Properly understood, the ripeness inquiry this court faces is whether it is sufficiently likely that the State will carry out the anticipated conduct that the plaintiffs contend will cause unconstitutional vote dilution: that is, one, conducting an election for members of the Legislature and the Local Delegations in accordance with the already enacted redistricting plans, and, two, continuing the operation of the State’s longstanding Local Delegations system. As there is no doubt that the election will occur along the lines drawn by the redistricting plans, the only remaining question is whether it is sufficiently likely that the Local Delegations system will continue to operate in the same manner it has for decades. If the court agrees that the system will probably continue as the plaintiffs expect (that is, how it has historically operated), then all relevant facts are sufficiently concrete for the application of bedrock one-person, one-vote principles. And here, based on the evidence in the record, it is apparent that the actual likelihood of the State abandoning or materially altering the longstanding system is essentially nonexistent. The record shows as follows:

First, there is the fact that the Local Delegations system at issue in this case is not some hypothetical future legislative innovation, but rather, “the parties appear to agree that the local delegations system has been adopted by every Alabama Legislature for decades.” Order (Doc. No. 130) at 4. In addition to the parties agreeing that the system is decades old, the evidence in the record is corroborative. According to the Clerk of the Alabama House, who has worked for the House for over 20 years, the system has been in place the entire time. Likewise, the Secretary of the Alabama Senate, who has worked for or with the Legislature for 40 years, agreed with respect to his tenure. Also corroborative are published judicial decisions discussing or at least mentioning a Local Delegations system of some sort from years past, one from as far back as 1936. See Hardy v. Wallace, 603 F.Supp. 174, 176-77 (N.D.Ala.1985) (three-judge court); Buskey v. Oliver, 565 F.Supp. 1473, 1476-77 (M.D.Ala.1983) (Thompson, J.); Birmingham-Jefferson Civic Ctr. Auth. v. Hoadley, 414 So.2d 895, 906 (Ala.1982) (Maddox, J., dissenting); Bolden v. City of Mobile, 423 F.Supp. 384, 397 (S.D.Ala.1976) (Pittman, J.); Brown v. Moore, 428 F.Supp. 1123, 1138 (S.D.Ala.1976) (Pittman, J.); Ala. State Teachers Ass’n v. Lowndes Cnty. Bd. of Educ., 289 F.Supp. 300, 311 (M.D.Ala.1968) (three-judge court); Yeilding v. State ex rel. Wilkinson, 232 Ala. 292, 167 So. 580, 593 (Ala.1936) (Brown, J., dissenting).

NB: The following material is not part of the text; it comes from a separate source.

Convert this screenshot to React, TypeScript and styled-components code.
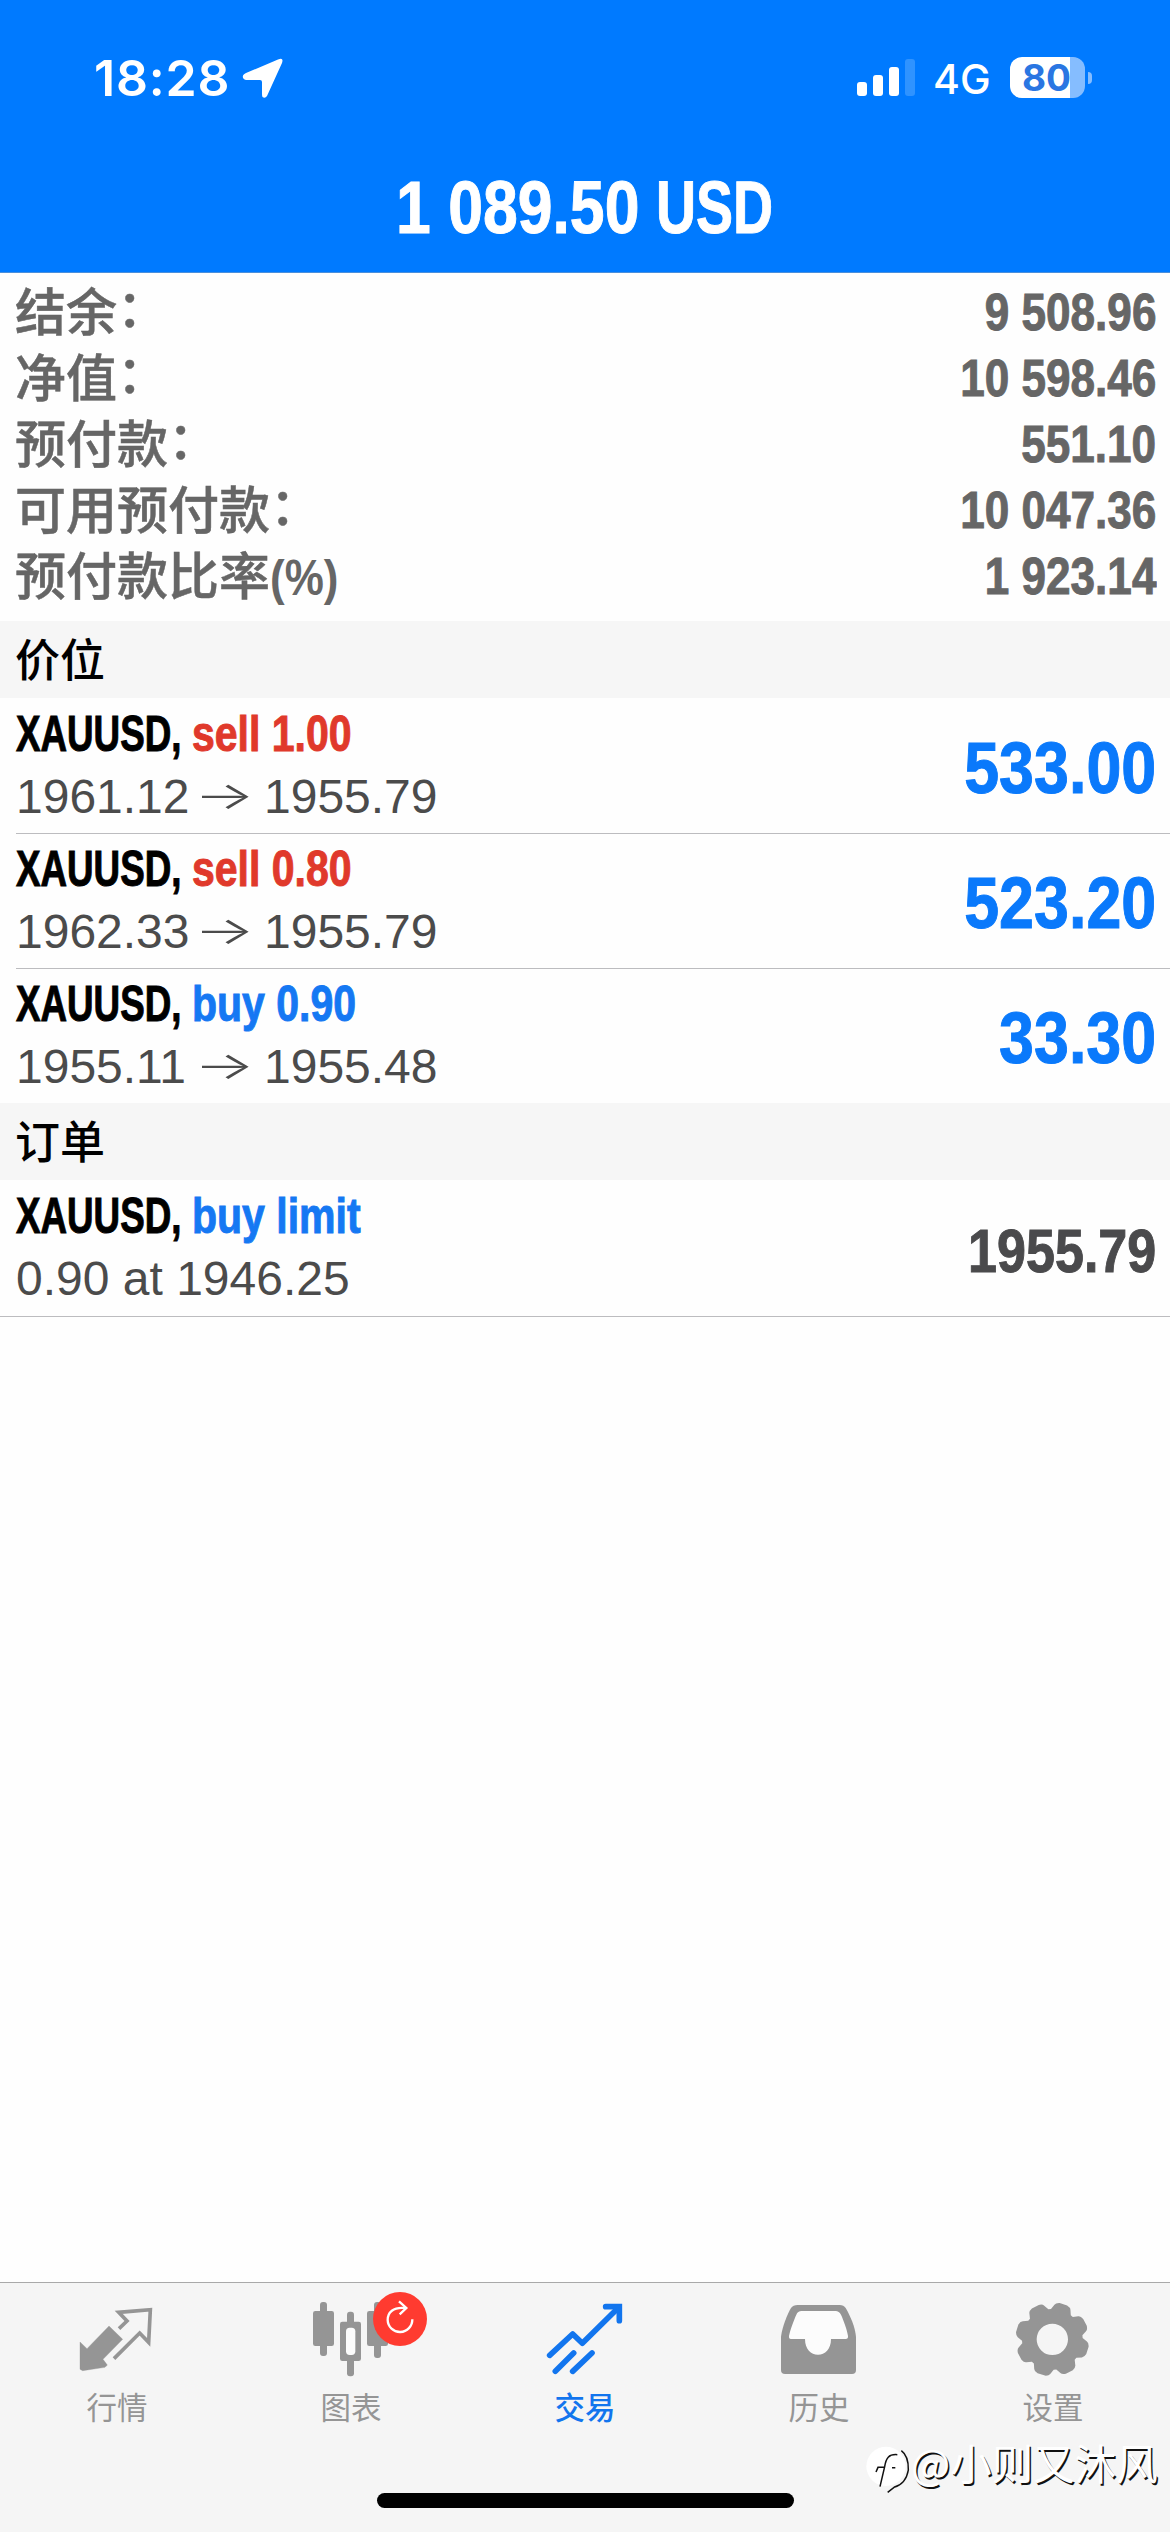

Second, the record also shows that, not only has the system been in place for decades, but also the system’s procedural rules have not changed materially throughout that time. According to the House Clerk, the “local legislation rules” have been “fairly consistent” or “a constant” throughout his tenure. Woodard Dep. (Doc. No. 132-1) at 11:13-12:2. Specifically, he stated that the rule that a legislator join the delegations for all counties in his district in any small part, no matter how small (the key issue at the center of this litigation), had not changed “since [he had] been involved” with the House. Id. at 15:22-16:6. The Senate Secretary’s testimony was similar: for “as long as [he could] remember,” the “rules regarding local legislation [had] changed very little.” Harris Dep. (Doc. No. 132-2) at 6:10-21. *1320Also in the record is an affidavit of a legislator and Local Delegation member describing the system’s rules, and, although he does not explicitly say so, it is apparent from the context that he believes that those same rules will be in effect during the next legislative session. See Newton Decl. (Doc. No. 35-9).

Third, because we are dealing with probabilistic predictions, the gaps in the evidence are just as relevant as the evidence in the record; and here, the evidentiary gaps are telling. For one, there has been no testimony of anyone who remembers any time when either house of the Alabama Legislature actually chose to abolish or materially alter the system, to take any steps in that direction, or to even consider doing so. And, there has been no testimony of anyone in this case, not the House Clerk, Senate Secretary, defendant legislators, plaintiff legislators, or anyone else, that they think it likely, or even reasonably plausible, that the system will be abolished or materially altered at any time in the foreseeable future. And, there is no indication in the record that any legislator, or even any member of the public who intends to seek office as a legislator, has expressed a desire to abolish or materially alter the system. In short, there is no evidence in the record that anyone has ever before attempted to eliminate the Local Delegations, or that anyone intends to do so in the future.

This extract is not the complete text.